白衣の天使は、悪魔の小児外科医から子どもごと溺愛される
「手を差し伸べるのが遅くなって、本当にすまない。準備は整った。君が望むのであれば、この病院を素晴らしき楽園へ作り変えよう」
「……何、言って……」
「俺はこの病院の、次期院長だ。その気になれば、いつだって悪事を働いてる奴らを追い出せる」
「だったら……! どうして今まで、見て見ぬ振りをしてきたの!?」

 私は久松先生の言葉が、信じられなかった。

 彼がこの病院をよくしようと、もっと早くに行動してくれたなら。
 助かった命だってあったはずだ。
 優秀な医者だって、この病院を辞める必要などなかった。
 医療従事者同士のコミュニケーションがしっかりと取れる環境であれば、患者のためにもっとよりよい医療を届けられただろう。

 今まで散々、私腹を肥やして来たくせに。
 心変わりしたと言われても、受け入れられるはずがなかった。

「今まで一人で、よく耐えたな」
「あなたにだけは、慰められたくない……!」
「そうだな」

 どれほど相手が、憎たらしい人物だったとしても。
 一度交わした約束は、守らなければならない。

 覚悟を決めた私は彼を睨みつけながら、襟元を握り締めた。

「身体はあなたのものになったとしても、心までは奪わせないから……!」
「それでも構わない」

 ブラウスのボタンを自ら外し、胸元を露出した私の手に、彼の大きな掌が触れる。
 指先は氷のように冷たく、身体は小刻みに震えてしまう。

「従順なのは大変好ましいが……」
「……さっさと、終わらせてください」
「いや。

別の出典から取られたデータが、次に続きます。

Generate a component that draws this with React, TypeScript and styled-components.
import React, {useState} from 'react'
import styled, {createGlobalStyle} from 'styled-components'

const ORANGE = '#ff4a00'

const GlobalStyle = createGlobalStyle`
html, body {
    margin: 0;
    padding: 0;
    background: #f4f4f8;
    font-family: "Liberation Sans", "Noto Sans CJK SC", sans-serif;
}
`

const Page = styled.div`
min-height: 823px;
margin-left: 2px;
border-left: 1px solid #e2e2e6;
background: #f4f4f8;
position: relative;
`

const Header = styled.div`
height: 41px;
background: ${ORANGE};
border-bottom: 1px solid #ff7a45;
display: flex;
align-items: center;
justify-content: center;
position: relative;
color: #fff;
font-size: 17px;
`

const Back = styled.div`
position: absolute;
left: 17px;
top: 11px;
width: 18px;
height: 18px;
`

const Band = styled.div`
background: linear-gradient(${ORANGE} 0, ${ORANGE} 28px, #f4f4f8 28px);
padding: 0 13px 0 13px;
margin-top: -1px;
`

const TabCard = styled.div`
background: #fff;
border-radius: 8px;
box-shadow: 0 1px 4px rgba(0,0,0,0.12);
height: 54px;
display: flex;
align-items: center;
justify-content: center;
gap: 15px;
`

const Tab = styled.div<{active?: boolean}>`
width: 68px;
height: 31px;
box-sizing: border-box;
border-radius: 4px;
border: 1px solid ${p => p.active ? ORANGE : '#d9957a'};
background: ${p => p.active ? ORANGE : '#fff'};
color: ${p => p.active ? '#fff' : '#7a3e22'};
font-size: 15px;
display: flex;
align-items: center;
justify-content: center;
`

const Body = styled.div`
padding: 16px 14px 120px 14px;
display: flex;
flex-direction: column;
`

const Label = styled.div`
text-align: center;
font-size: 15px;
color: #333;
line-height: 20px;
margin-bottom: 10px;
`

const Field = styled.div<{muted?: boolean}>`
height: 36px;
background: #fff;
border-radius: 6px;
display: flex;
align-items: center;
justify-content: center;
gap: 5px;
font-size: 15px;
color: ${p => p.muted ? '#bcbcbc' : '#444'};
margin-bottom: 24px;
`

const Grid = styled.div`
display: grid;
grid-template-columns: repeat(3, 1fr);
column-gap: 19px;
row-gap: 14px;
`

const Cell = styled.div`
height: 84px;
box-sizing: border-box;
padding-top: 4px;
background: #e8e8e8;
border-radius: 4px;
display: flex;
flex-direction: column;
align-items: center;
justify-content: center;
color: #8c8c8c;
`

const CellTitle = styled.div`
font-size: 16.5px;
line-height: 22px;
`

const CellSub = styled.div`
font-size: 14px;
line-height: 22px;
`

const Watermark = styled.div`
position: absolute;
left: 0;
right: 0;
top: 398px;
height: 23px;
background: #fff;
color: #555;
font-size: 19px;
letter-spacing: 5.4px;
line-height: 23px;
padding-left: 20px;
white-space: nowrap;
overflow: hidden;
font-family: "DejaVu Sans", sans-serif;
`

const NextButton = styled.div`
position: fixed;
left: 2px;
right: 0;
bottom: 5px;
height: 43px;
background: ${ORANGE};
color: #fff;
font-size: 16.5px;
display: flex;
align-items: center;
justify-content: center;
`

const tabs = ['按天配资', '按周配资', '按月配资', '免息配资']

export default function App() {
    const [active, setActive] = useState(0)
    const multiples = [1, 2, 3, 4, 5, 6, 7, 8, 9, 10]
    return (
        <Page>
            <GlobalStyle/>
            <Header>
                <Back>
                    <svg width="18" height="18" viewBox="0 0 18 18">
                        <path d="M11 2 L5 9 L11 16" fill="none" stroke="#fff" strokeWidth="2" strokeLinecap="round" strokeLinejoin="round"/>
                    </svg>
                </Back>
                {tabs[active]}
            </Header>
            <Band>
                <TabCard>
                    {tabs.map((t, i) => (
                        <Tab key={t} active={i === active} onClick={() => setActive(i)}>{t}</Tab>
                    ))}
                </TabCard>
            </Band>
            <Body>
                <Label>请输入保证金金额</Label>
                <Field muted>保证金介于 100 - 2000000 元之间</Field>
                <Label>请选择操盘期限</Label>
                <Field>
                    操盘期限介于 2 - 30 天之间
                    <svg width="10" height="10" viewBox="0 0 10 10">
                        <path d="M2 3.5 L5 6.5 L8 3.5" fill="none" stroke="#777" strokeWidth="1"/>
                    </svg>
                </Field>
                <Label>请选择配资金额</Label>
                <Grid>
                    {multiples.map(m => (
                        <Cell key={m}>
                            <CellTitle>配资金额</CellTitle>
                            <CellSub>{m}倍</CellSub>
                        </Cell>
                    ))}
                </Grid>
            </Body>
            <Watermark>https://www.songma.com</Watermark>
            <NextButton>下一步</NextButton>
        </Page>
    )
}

時間をかけて、ゆっくりと愛し合おう」

 私達の間に、愛なんてないんだから……! 
 時間をかけてじっくりなんて、拷問でしかない! 

 彼は壊れ物に触れるような優しい手つきで、全身を撫でつけた。
 そのたびに私の身体は驚くほど反応を示し、奥底から抑えれない熱が湧き上がってくる。